The approach was banned globally when it came to light that some recipients died from a rare condition called Creutzfeldt-Jakob disease after receiving hormones contaminated with misfolded proteins called prions. These cause progressive and irreparable damage to the brain and nervous system by clumping together and making other proteins misfold.

Now, Gargi Banerjee at University College London and her colleagues have uncovered a handful of other people who may have developed Alzheimer’s disease from these treatments. Similar to prion-related conditions, a key characteristic of Alzheimer’s is the abnormal build-up of two misfolded proteins in the brain: amyloid-beta and tau.

As part of the UK’s National Prion Monitoring Cohort, the team reviewed eight cases where people received batches of donated human growth hormones as children that were later discovered to contain traces of misfolded amyloid-beta.
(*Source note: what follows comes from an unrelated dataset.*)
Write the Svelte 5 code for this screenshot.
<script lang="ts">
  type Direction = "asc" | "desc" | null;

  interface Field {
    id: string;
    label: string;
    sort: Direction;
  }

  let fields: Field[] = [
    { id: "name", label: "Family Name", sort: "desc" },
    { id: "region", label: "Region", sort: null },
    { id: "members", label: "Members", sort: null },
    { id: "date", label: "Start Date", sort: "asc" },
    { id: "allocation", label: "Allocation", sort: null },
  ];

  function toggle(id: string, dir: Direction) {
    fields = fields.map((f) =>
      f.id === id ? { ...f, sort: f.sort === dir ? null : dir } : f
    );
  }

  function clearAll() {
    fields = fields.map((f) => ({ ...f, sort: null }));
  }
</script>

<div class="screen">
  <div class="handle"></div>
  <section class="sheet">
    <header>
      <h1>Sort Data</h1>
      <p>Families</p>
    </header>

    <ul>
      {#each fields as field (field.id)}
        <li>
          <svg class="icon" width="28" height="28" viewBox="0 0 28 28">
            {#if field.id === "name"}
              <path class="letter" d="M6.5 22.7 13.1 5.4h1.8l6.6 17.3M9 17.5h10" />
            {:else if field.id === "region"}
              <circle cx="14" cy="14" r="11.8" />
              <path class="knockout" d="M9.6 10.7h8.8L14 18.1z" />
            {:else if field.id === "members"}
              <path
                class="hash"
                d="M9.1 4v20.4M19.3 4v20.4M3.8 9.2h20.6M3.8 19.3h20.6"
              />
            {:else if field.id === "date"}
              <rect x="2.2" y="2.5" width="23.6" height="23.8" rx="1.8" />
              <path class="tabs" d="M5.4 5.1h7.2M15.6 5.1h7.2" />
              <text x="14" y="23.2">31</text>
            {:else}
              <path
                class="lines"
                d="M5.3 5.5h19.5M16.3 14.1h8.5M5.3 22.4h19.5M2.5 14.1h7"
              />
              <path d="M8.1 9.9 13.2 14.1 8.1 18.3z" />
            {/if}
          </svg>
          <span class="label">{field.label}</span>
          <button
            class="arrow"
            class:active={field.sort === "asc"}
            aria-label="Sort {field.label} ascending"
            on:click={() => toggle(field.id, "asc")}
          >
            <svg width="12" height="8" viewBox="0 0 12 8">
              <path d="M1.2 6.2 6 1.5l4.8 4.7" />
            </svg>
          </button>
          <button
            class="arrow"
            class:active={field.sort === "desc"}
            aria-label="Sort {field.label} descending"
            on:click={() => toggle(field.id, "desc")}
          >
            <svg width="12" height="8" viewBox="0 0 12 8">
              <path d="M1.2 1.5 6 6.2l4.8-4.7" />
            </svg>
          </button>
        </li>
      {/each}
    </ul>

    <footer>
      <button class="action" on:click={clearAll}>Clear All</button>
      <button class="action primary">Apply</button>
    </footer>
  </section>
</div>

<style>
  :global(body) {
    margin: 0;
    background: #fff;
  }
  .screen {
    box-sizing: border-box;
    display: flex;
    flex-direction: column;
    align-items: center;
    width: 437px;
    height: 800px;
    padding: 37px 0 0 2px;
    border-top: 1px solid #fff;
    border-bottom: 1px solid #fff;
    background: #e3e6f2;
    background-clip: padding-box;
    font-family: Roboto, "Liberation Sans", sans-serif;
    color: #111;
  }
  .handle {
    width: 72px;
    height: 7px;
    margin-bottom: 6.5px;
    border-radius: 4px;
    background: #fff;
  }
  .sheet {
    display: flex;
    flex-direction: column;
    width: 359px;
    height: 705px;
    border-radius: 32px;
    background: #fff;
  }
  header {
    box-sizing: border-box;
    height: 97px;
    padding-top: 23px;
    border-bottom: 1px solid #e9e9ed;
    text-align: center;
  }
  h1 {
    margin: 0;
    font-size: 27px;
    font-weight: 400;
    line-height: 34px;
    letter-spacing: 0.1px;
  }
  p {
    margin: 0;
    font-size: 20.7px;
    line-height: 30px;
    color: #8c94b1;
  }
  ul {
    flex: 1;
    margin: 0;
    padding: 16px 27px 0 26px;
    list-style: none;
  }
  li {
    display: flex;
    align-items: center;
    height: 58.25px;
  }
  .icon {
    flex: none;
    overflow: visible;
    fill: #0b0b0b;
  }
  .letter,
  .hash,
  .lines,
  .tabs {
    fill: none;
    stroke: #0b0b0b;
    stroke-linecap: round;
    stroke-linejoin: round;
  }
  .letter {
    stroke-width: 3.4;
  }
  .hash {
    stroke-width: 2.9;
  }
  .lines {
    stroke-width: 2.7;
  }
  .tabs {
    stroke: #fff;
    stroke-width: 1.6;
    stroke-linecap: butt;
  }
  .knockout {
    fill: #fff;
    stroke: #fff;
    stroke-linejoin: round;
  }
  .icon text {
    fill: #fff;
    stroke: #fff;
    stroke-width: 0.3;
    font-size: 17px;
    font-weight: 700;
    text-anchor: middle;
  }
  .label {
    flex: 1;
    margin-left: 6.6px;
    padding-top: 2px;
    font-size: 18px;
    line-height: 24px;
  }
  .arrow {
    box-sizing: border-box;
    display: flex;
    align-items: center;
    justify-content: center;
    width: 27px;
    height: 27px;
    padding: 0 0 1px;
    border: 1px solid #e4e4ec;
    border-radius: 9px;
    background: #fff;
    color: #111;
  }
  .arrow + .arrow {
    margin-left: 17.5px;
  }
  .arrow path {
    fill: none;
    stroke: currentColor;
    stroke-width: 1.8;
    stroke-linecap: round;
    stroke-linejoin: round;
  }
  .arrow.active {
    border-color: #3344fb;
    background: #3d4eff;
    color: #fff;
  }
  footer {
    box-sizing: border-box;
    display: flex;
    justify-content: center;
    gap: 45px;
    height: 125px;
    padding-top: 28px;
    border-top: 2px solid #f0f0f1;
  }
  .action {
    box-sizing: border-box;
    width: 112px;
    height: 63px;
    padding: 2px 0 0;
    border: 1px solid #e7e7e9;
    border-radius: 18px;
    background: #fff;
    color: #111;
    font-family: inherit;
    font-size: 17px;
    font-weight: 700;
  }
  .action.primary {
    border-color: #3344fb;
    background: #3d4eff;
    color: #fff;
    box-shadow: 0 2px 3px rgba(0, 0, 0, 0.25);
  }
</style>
Of these eight, seven reported cognitive issues in their 40s and 50s. Three of them were diagnosed with Alzheimer’s disease, while two met the diagnostic criteria for the condition after reporting symptoms such as memory loss and difficulty concentrating. Another two experienced cognitive impairment, while the eighth person had no symptoms, but showed signs of Alzheimer’s in brain scans. Of the group, six survive.

All the recipients bar one, who only self-reported having cognitive impairment, had elevated levels of misfolded amyloid-beta and tau in their brains.
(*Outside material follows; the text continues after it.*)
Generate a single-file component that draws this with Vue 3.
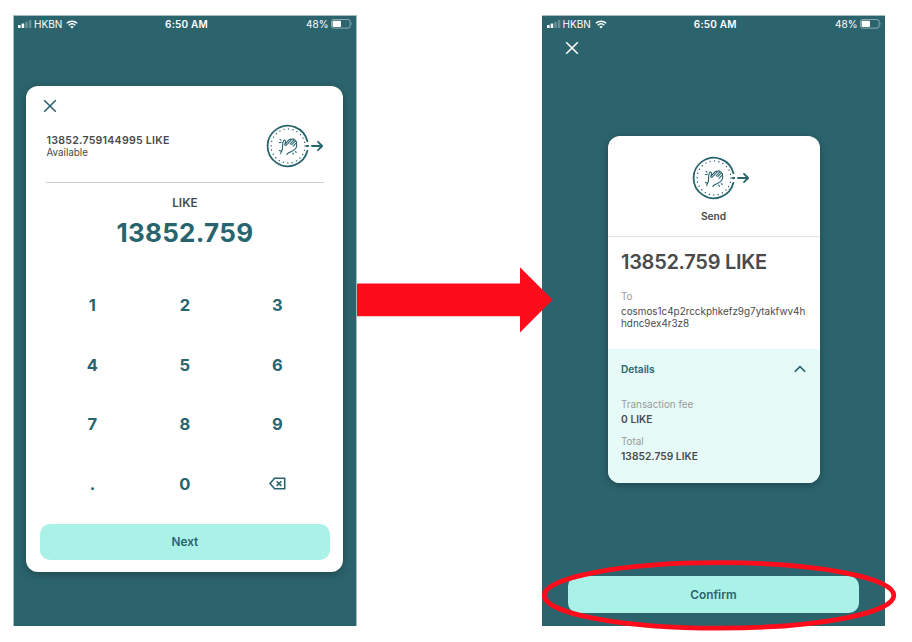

In another part of their study, the researchers analysed the DNA of five of the recipients, the only ones with samples available, and found that none had a heightened genetic risk of any neurodegenerative condition, suggesting that their symptoms weren’t inherited.

Writing in their paper, the researchers say there could be alternative explanations for the findings. For example, two of the individuals had an intellectual disability, which has been linked to a heightened risk of dementia, and the recipients’ initial growth issues may have led to cognitive impairments. But based on the fact that few people have developed early-onset Alzheimer’s disease after receiving uncontaminated growth hormones, the team concludes that contaminated injections are the most plausible cause.

“It’s important to recognise that this very rare, acquired form of Alzheimer’s disease exists, so that people treated with cadaveric growth hormone can get help and support should they need it,” says Banerjee. “There is no suggestion that Alzheimer’s disease can be transmitted between people during close contact, or by caring for people with Alzheimer’s disease, or via routine medical care.”

The researchers write that the results “should prompt both further consideration of public health implications and the primary prevention of [transmissible] Alzheimer’s disease – for example, by ensuring effective decontamination of surgical instruments”, which is already routinely done.

They are now working with the UK Health Security Agency and the Department of Health and Social Care to determine how many people who received these hormone injections may be at risk.

Lawrence Honig at Columbia University in New York says that the study doesn’t prove that Alzheimer’s was due to these injections. “There were apparently about 2000 persons who received these HGH [human growth hormone] preparations in the UK, and Alzheimer’s disease biomarker and pathological changes in the 50s are not extraordinarily uncommon, so an association, or causative association, from the injections cannot be certain,” he says.